BEGIN DATA SHOWN
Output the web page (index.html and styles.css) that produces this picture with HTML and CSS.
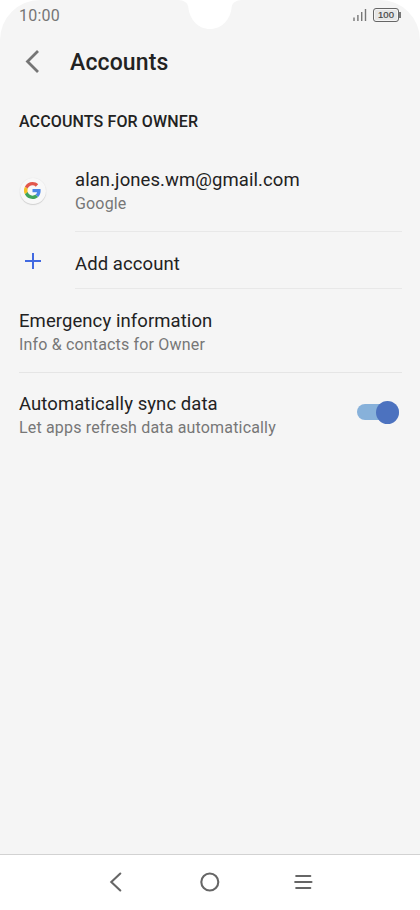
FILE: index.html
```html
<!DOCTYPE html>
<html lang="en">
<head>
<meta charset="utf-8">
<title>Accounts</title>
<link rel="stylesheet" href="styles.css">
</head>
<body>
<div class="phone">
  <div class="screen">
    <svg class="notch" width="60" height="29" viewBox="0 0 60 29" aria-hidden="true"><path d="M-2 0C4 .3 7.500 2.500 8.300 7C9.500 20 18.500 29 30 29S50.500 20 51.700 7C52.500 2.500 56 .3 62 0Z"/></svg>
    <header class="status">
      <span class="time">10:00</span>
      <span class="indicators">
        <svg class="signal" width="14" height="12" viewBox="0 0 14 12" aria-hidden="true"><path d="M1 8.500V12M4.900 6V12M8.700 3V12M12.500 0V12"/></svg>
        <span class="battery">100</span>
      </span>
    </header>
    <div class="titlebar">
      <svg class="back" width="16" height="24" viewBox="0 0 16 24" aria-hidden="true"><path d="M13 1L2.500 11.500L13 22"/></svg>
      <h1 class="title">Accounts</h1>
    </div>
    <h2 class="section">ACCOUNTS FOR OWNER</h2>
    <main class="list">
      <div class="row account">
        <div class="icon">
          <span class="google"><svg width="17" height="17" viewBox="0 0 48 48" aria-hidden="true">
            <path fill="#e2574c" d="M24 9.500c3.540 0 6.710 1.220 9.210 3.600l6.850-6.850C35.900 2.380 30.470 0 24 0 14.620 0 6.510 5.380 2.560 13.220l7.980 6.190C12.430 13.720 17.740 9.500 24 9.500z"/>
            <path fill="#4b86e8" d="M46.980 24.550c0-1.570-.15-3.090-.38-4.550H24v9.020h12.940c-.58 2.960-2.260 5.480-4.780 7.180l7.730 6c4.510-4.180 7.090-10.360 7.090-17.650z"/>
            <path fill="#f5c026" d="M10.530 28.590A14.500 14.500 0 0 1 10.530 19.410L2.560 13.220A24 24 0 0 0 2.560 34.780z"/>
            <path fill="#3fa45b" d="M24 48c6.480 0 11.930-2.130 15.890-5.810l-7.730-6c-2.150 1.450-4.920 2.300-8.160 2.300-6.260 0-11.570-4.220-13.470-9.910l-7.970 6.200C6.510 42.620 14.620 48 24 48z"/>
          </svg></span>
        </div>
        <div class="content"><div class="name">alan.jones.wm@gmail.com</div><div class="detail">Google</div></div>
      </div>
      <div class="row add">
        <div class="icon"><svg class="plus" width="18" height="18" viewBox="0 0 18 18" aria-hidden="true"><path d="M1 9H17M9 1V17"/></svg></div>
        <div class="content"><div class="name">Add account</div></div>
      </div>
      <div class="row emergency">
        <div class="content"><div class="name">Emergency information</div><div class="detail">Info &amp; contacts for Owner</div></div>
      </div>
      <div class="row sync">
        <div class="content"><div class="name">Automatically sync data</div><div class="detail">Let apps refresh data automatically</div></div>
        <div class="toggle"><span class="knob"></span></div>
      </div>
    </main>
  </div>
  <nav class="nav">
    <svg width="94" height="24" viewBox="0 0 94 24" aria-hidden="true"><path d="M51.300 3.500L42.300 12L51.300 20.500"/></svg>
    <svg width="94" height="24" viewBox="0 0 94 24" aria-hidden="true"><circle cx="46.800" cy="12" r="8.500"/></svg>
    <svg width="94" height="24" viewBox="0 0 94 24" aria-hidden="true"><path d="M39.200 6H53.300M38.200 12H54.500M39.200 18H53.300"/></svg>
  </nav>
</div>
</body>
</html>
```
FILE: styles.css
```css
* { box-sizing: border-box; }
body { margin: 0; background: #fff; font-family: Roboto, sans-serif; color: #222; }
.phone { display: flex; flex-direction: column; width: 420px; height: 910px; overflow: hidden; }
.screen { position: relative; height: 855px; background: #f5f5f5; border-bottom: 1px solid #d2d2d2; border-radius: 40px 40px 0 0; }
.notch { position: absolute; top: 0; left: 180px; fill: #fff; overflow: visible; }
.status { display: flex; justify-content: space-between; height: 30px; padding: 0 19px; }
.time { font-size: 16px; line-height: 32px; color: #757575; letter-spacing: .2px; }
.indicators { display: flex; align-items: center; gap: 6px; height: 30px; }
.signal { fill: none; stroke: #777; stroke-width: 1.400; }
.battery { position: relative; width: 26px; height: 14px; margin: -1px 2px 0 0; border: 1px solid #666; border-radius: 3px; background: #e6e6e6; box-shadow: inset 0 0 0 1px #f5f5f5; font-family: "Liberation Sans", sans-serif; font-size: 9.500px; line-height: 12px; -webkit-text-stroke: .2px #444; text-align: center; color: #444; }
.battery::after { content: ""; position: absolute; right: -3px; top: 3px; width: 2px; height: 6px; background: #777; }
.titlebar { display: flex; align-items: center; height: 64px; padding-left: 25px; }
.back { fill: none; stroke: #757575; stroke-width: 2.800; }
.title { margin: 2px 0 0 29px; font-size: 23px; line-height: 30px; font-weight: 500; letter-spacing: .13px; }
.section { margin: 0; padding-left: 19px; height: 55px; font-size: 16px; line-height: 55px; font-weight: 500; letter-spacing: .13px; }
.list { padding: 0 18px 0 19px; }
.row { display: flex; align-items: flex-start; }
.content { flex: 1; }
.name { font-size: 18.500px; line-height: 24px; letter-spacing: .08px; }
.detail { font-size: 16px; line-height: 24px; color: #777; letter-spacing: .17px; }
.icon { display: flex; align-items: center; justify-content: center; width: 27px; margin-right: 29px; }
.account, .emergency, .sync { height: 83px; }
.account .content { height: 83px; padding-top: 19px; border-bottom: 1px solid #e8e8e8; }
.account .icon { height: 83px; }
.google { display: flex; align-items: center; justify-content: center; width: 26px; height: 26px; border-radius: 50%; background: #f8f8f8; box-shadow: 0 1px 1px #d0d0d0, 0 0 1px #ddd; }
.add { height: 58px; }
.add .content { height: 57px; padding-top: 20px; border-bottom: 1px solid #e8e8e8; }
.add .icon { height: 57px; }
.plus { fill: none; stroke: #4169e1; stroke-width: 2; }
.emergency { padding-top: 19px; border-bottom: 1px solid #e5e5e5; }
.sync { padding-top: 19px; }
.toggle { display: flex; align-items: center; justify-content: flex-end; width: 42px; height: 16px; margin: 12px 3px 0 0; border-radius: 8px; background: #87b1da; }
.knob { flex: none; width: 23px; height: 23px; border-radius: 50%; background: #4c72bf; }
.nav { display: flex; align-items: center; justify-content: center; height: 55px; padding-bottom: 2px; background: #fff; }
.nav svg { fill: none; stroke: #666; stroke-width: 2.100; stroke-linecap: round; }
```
END DATA SHOWN
GOAL:
Read through the lines above and collect those that contain the string "styles".

TASK RESPONSE:
Output the web page (index.html and styles.css) that produces this picture with HTML and CSS.
<link rel="stylesheet" href="styles.css">
FILE: styles.css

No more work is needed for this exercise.